Leave the pictures out, and retype all of the material exactly as written.

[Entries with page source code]
• • • • • • •
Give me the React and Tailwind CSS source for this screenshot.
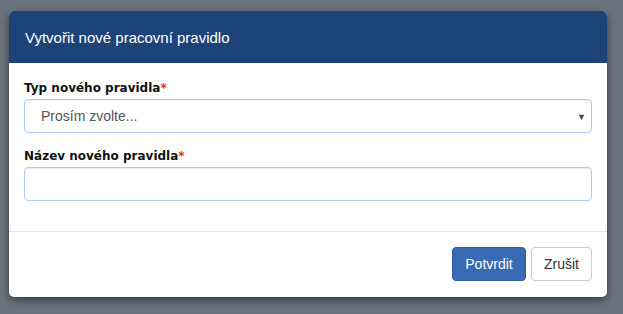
export default function App() {
  return (
    <div className="w-[623px] h-[314px] bg-[#6b737d] pt-[11px] pl-[9px]" style={{ fontFamily: '"Liberation Sans", Arial, sans-serif' }}>
      <div className="w-[598px] h-[286px] bg-white rounded-[5px] overflow-hidden shadow-[0_3px_9px_rgba(0,0,0,0.5)] flex flex-col">
        <div className="h-[52px] bg-[#1d4479] flex items-center px-[16px]">
          <h4 className="text-white text-[15px] font-normal leading-none pt-[1px]">Vytvořit nové pracovní pravidlo</h4>
        </div>
        <div className="px-[15px] pt-[17px] h-[169px] border-b border-[#e5e5e5]">
          <label className="block text-[12px] font-bold text-[#111] leading-[17px] mb-[2px]" style={{ fontFamily: '"DejaVu Sans", Verdana, sans-serif' }}>
            Typ nového pravidla<span className="text-[#e22]">*</span>
          </label>
          <div className="relative h-[34px] border border-[#aecbf0] rounded-[4px] flex items-center pl-[16px] text-[14px] text-[#555] shadow-[inset_0_1px_1px_rgba(0,0,0,0.075)]">
            Prosím zvolte...
            <span className="absolute right-[5px] top-[11px] text-[9px] text-[#444]">▼</span>
          </div>
          <label className="block text-[12px] font-bold text-[#111] leading-[17px] mt-[15px] mb-[2px]" style={{ fontFamily: '"DejaVu Sans", Verdana, sans-serif' }}>
            Název nového pravidla<span className="text-[#e22]">*</span>
          </label>
          <div className="h-[34px] border border-[#aecbf0] rounded-[4px] shadow-[inset_0_1px_1px_rgba(0,0,0,0.075)]"></div>
        </div>
        <div className="flex justify-end gap-[5px] px-[15px] pt-[15px]">
          <button className="h-[34px] w-[74px] rounded-[4px] bg-[#386bb4] text-white text-[14px] border border-[#2e5fa3]">Potvrdit</button>
          <button className="h-[34px] w-[61px] rounded-[4px] bg-white text-[#333] text-[14px] border border-[#ccc]">Zrušit</button>
        </div>
      </div>
    </div>
  );
}
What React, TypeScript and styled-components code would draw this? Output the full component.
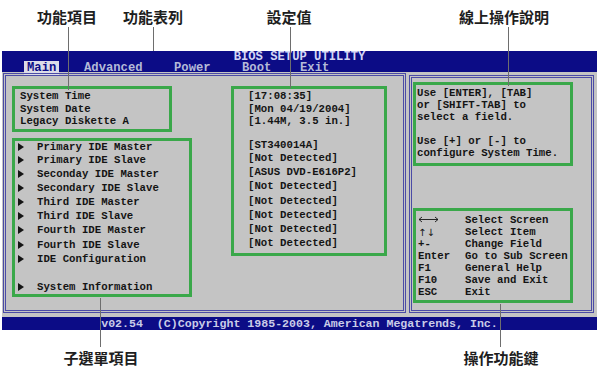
• • • • • • •
**WRITTEN SOLUTION**
Give me the React and Tailwind CSS source for this screenshot.
export default function App() {
  return (
    <div className="w-[623px] h-[314px] bg-[#6b737d] pt-[11px] pl-[9px]" style={{ fontFamily: '"Liberation Sans", Arial, sans-serif' }}>
      <div className="w-[598px] h-[286px] bg-white rounded-[5px] overflow-hidden shadow-[0_3px_9px_rgba(0,0,0,0.5)] flex flex-col">
        <div className="h-[52px] bg-[#1d4479] flex items-center px-[16px]">
          <h4 className="text-white text-[15px] font-normal leading-none pt-[1px]">Vytvořit nové pracovní pravidlo</h4>
        </div>
        <div className="px-[15px] pt-[17px] h-[169px] border-b border-[#e5e5e5]">
          <label className="block text-[12px] font-bold text-[#111] leading-[17px] mb-[2px]" style={{ fontFamily: '"DejaVu Sans", Verdana, sans-serif' }}>
            Typ nového pravidla<span className="text-[#e22]">*</span>
          </label>
          <div className="relative h-[34px] border border-[#aecbf0] rounded-[4px] flex items-center pl-[16px] text-[14px] text-[#555] shadow-[inset_0_1px_1px_rgba(0,0,0,0.075)]">
            Prosím zvolte...
            <span className="absolute right-[5px] top-[11px] text-[9px] text-[#444]">▼</span>
          </div>
          <label className="block text-[12px] font-bold text-[#111] leading-[17px] mt-[15px] mb-[2px]" style={{ fontFamily: '"DejaVu Sans", Verdana, sans-serif' }}>
            Název nového pravidla<span className="text-[#e22]">*</span>
          </label>
          <div className="h-[34px] border border-[#aecbf0] rounded-[4px] shadow-[inset_0_1px_1px_rgba(0,0,0,0.075)]"></div>
        </div>
        <div className="flex justify-end gap-[5px] px-[15px] pt-[15px]">
          <button className="h-[34px] w-[74px] rounded-[4px] bg-[#386bb4] text-white text-[14px] border border-[#2e5fa3]">Potvrdit</button>
          <button className="h-[34px] w-[61px] rounded-[4px] bg-white text-[#333] text-[14px] border border-[#ccc]">Zrušit</button>
        </div>
      </div>
    </div>
  );
}
What React, TypeScript and styled-components code would draw this? Output the full component.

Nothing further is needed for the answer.